If Kipnis’s crazy idea was right, he reasoned, then he should be able to make the idiot mice smarter by giving them back their T cells. He injected the cells into the mice’s bloodstream and gave the cells time to multiply and spread. Then he and his colleagues tested the mice again. With their T cells restored, they were idiots no more. They did almost as well as the mice born with normal immune systems.
Because the blood-brain barrier made it impossible for the T cells to affect the brain from the inside, Kipnis wondered whether they were maximizing their long-distance influence by getting as close as they could to the brain.
It has long been known that the membranes encasing the brain, called the meninges, are loaded with T cells and other immune cells. Kipnis and his colleagues wondered how smart mice would be if they had a normal supply of T cells everywhere in their bodies except the meninges, so he injected a compound into mice that prevented T cells from reaching the meninges. When those animals were put into a water maze, they, too, performed badly—just as Kipnis had predicted.
Guarding the Brain
Kipnis is now investigating what exactly the T cells surrounding the brain are doing to make the brain work well. One strong possibility: They keep the rest of the immune system from inadvertently harming it.
When we learn something new, our neurons tear down old connections and build new ones. In the process they cast off lots of molecules. To the immune system, this waste may look like an infection or some other kind of trouble, resulting in inflammation and the release of harsh compounds that normally fight viruses but can also interfere with the brain and its function.
Kipnis suggests that T cells keep this process in check, differentiating between disease and ordinary stress and, when warranted, telling other immune cells to stand down by releasing antagonist molecules that prevent misguided inflammation.
The same T cells that protect the brain from inflammation also work to keep us sharp; and in what appears to be a feedback loop, the mere act of learning reinforces the effect. As mice learn something new, T cells in the meninges produce high levels of a molecule called interleukin 4 (IL-4). IL-4 is an immune system signal that curbs the inflammatory response and, according to research by Kipnis and others, also improves learning. Indeed, when mice lacking the gene for making IL-4 take the water maze test, they do badly, perhaps because their T cells lack a critical signal involved in fast learning.
This theory could explain why we lose our mental edge when we get sick, Kipnis says. When we’re healthy, T cells keep the immune cells in the meninges from inflaming the brain. But when we get sick, the T cells loosen their hold to let the immune system attack invading pathogens. The resulting inflammation helps clear out the invaders, but it also blunts learning. When we’re sick, Kipnis proposes, it’s more important to launch a powerful immune attack than to have a sharp mind. “Everything in life is priorities,” he says.
Kipnis has recently started to investigate what happens to people’s brains when they start losing T cells. People with cancer, for example, often suffer a loss of T cells when they undergo chemotherapy.

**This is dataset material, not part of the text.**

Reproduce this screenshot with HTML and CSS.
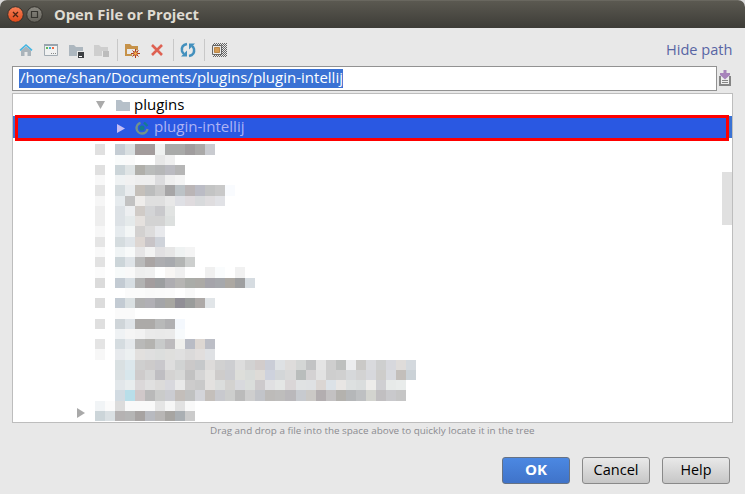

It may be no coincidence, he argues, that chemotherapy is notorious for causing “chemo brain”—a fuzzy mental state in which patients have trouble thinking clearly. Kipnis proposes that without T cells to keep inflammation in check, immune cells in the meninges pump harmful compounds into the brain.
Old age also strips us of our T cells. The thymus, a strawberry-size gland in the chest, produces a steady stream of T cell precursors in our youth. But over the decades it shrinks until it’s barely visible. Kipnis proposes that with fewer T cells, older people cannot effectively suppress the inflammation around their brains—which could play a part in the cognitive decline that people experience as they age.
There are many other factors involved in how well we learn and remember things, but for the most part they are very hard to change. Drugs that might be able to rework neurons inside the brain and improve mental sharpness are often too big to get past the blood-brain barrier, for example. Dopamine, a molecule crucial for signaling between neurons, cannot cross this barrier, which is why its chemical precursor, L-dopa, is used instead to treat Parkinson’s disease. But the immune system offers a new way of changing our cognition and treating illnesses affecting the brain.
An experiment Kipnis and his colleagues carried out recently on mice missing T cells foreshadows how future brain-immune medicine might work. The scientists drew blood from old mice, whose supply of T cells was depleted, and isolated immune cells. They added IL-4 to the flasks where they reared those immune cells. Then the scientists injected the IL-4-exposed cells back into the mice. Afterward, the mice were able to learn well—presumably because their brains were no longer suffering from inflammation.
“Today we can’t really get inside the brain and fix things. But we can take the immune system out of the body, we can put it back in, we can do almost anything we want to it,” Kipnis says. “We could target the immune system and get benefits in the brain. It could be an amazing therapeutic tool.”